Taking several readings and finding a mean value reduces the impact of random variations and improves the reliability of corrected decay data.
Practice Questions
Question 1 (2 marks)
Define the term half-life and explain what is meant by saying that radioactive decay is random.
Mark scheme:
• Half-life is the time taken for the activity or number of undecayed nuclei to fall to half its initial value (1 mark).
• Radioactive decay is random because it is impossible to predict when any individual nucleus will decay (1 mark).
Question 2 (5 marks)
A student uses a Geiger–Müller tube to determine the half-life of a radioactive isotope that emits beta radiation.

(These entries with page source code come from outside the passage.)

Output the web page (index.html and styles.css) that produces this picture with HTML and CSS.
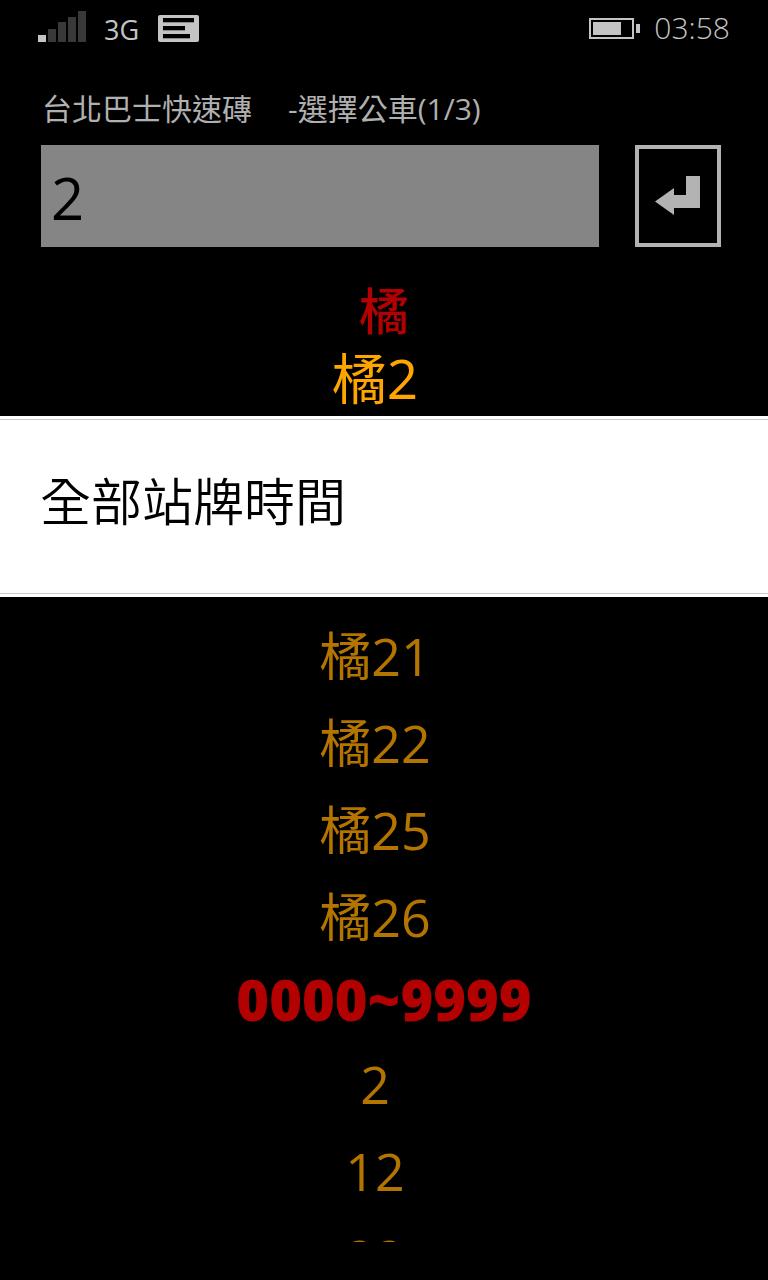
FILE: index.html
```html
<!DOCTYPE html>
<html lang="zh-Hant">
<head>
<meta charset="utf-8">
<meta name="viewport" content="width=device-width, initial-scale=1">
<title>台北巴士快速磚</title>
<link rel="stylesheet" href="styles.css">
</head>
<body>
<div class="screen">
  <header class="status">
    <svg class="signal" width="48" height="32" viewBox="0 0 48 32" aria-hidden="true">
      <path fill="#c4c4c4" d="M0 25h8v7H0z"/>
      <path fill="#393939" d="M10 19h8v13h-8zM20 12h8v20h-8zM30 7h8v25h-8zM40 1h8v31h-8z"/>
    </svg>
    <span class="network">3G</span>
    <svg class="message" width="41" height="27" viewBox="0 0 41 27" aria-hidden="true">
      <rect width="41" height="27" rx="2" fill="#c4c4c4"/>
      <path d="M5 3h31v4H5zM5 11h22v4H5zM5 19h27v4H5z"/>
      <path fill="#8a8a8a" d="M5 7h31v1H5zM5 15h22v1H5zM5 23h27v1H5z"/>
    </svg>
    <svg class="battery" width="51" height="21" viewBox="0 0 51 21" aria-hidden="true">
      <rect x="1" y="1" width="43" height="19" fill="none" stroke="#c4c4c4" stroke-width="2"/>
      <path fill="#c4c4c4" d="M4 4h28v13H4zM47 6h4v9h-4z"/>
    </svg>
    <time class="clock">03:58</time>
  </header>
  <main class="page">
    <h1 class="title"><span>台北巴士快速磚</span><span>-選擇公車(1/3)</span></h1>
    <form class="search">
      <input class="query" type="text" value="2" aria-label="公車路線">
      <button class="enter" type="button" aria-label="輸入">
        <svg width="46" height="40" viewBox="0 0 46 40" aria-hidden="true">
          <path fill="#b3b3b3" d="M0 25.500L19 12v7h12V0h14v32H19v7z"/>
        </svg>
      </button>
    </form>
    <div class="routes">
      <h2 class="group first">橘</h2>
      <a class="route selected" href="#">橘2</a>
      <div class="menu" role="menu">
        <button class="menu-item" type="button" role="menuitem">全部站牌時間</button>
      </div>
      <a class="route" href="#">橘21</a>
      <a class="route" href="#">橘22</a>
      <a class="route" href="#">橘25</a>
      <a class="route" href="#">橘26</a>
      <h2 class="group">0000~9999</h2>
      <a class="route" href="#">2</a>
      <a class="route" href="#">12</a>
      <a class="route" href="#">22</a>
    </div>
  </main>
</div>
</body>
</html>
```
FILE: styles.css
```css
* {
  box-sizing: border-box;
}

body {
  margin: 0;
  background: #000;
  font-family: "Open Sans", "Noto Sans CJK TC", sans-serif;
}

.screen {
  display: flex;
  flex-direction: column;
  height: 100vh;
  padding-bottom: 38px;
}

.status {
  display: flex;
  align-items: center;
  height: 56px;
  padding: 0 38px;
  color: #c4c4c4;
}

.signal {
  margin-bottom: 4px;
}

.network {
  margin: 2px 19px 0 18px;
  font-size: 27px;
}

.battery {
  margin-left: auto;
}

.clock {
  margin-left: 14px;
  padding-bottom: 2px;
  font-size: 30px;
  font-weight: 300;
}

.page {
  display: flex;
  flex: 1;
  flex-direction: column;
  min-height: 0;
  padding-top: 31px;
}

.title {
  display: flex;
  gap: 36px;
  margin: 0;
  padding: 0 42px;
  color: #b0b0b0;
  font-size: 30px;
  font-weight: 400;
  line-height: 44px;
}

.search {
  display: flex;
  gap: 36px;
  padding: 14px 47px 0 41px;
}

.query {
  flex: 1;
  min-width: 0;
  height: 102px;
  padding: 2px 10px 0;
  border: 0;
  border-radius: 0;
  background: #858585;
  color: #000;
  font-family: inherit;
  font-size: 58px;
}

.enter {
  display: grid;
  place-items: center;
  width: 86px;
  height: 102px;
  padding: 0;
  border: 4px solid #b3b3b3;
  background: #000;
}

.routes {
  display: flex;
  flex: 1;
  flex-direction: column;
  min-height: 0;
  margin-top: 29px;
  overflow: hidden;
}

.group,
.route {
  flex: none;
  text-align: center;
}

.group {
  margin: 0;
  padding-bottom: 2px;
  color: #b30000;
  font-size: 56px;
  font-weight: 800;
  line-height: 78px;
}

.group.first {
  padding: 0;
  font-size: 50px;
  font-weight: 500;
  line-height: 70px;
}

.route {
  padding-right: 18px;
  color: #b37400;
  font-size: 52px;
  line-height: 87px;
  text-decoration: none;
}

.route.selected {
  padding-bottom: 6px;
  color: #ffa500;
  font-size: 55px;
  line-height: 64px;
}

.menu {
  flex: none;
  margin-bottom: 15px;
  padding: 3px 0;
  background: #fff;
}

.menu-item {
  display: block;
  width: 100%;
  height: 175px;
  padding: 0 40px 16px;
  border: solid #c8c8c8;
  border-width: 1px 0;
  background: #fff;
  color: #000;
  font-family: "Noto Sans CJK TC", sans-serif;
  font-size: 51px;
  font-weight: 350;
  text-align: left;
}
```
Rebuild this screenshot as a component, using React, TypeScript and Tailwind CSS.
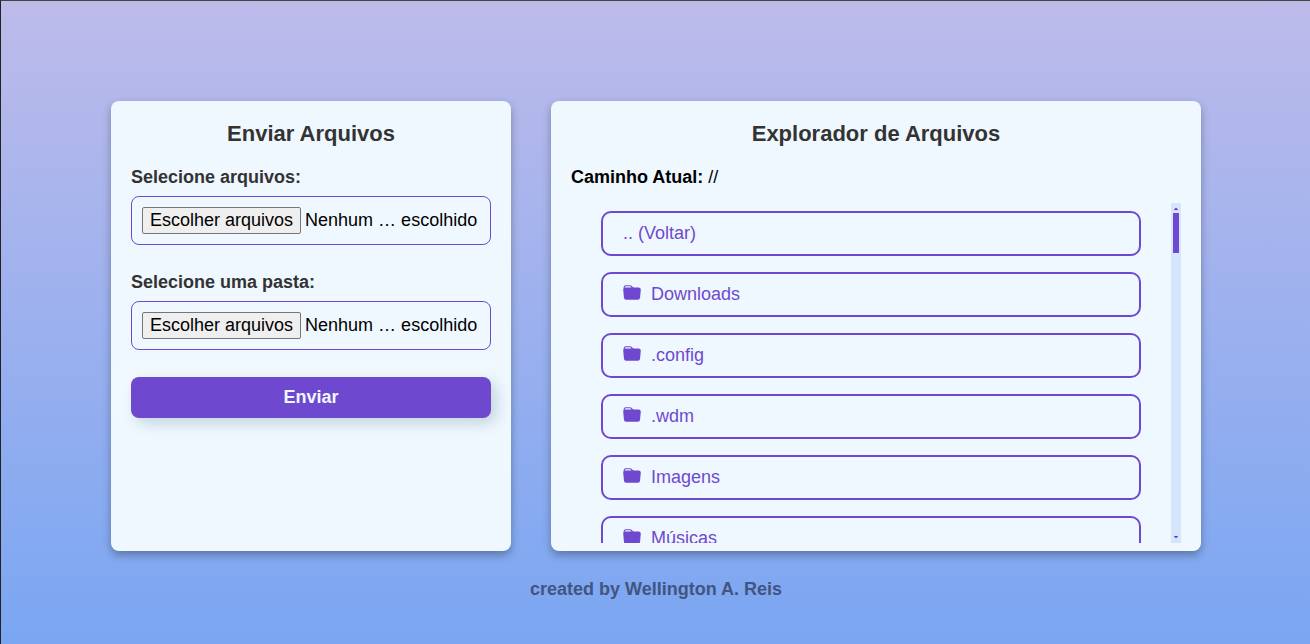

They measure the background count rate, then record corrected count rates at regular time intervals and plot a graph of count rate against time.
(a) Explain why measuring and subtracting the background count rate is necessary.
(b) Describe how the student can use the plotted graph to determine the half-life of the isotope.
(c) State one experimental factor the student should keep constant during data collection and explain why.
Mark scheme:
(a)
• Background radiation contributes to the measured count rate (1 mark).
• Subtracting it ensures the count rate used represents only the decay of the source (1 mark).
(b)
• Identify the time interval during which the count rate falls to half its initial corrected value directly from the graph (1 mark).
• Alternatively accept using the exponential curve to find two points where activity halves and determining the time difference (1 mark).
(c)
• Keep the distance between the source and detector constant (1 mark).
• Because changing distance would change the count rate detected and distort the decay curve (1 mark).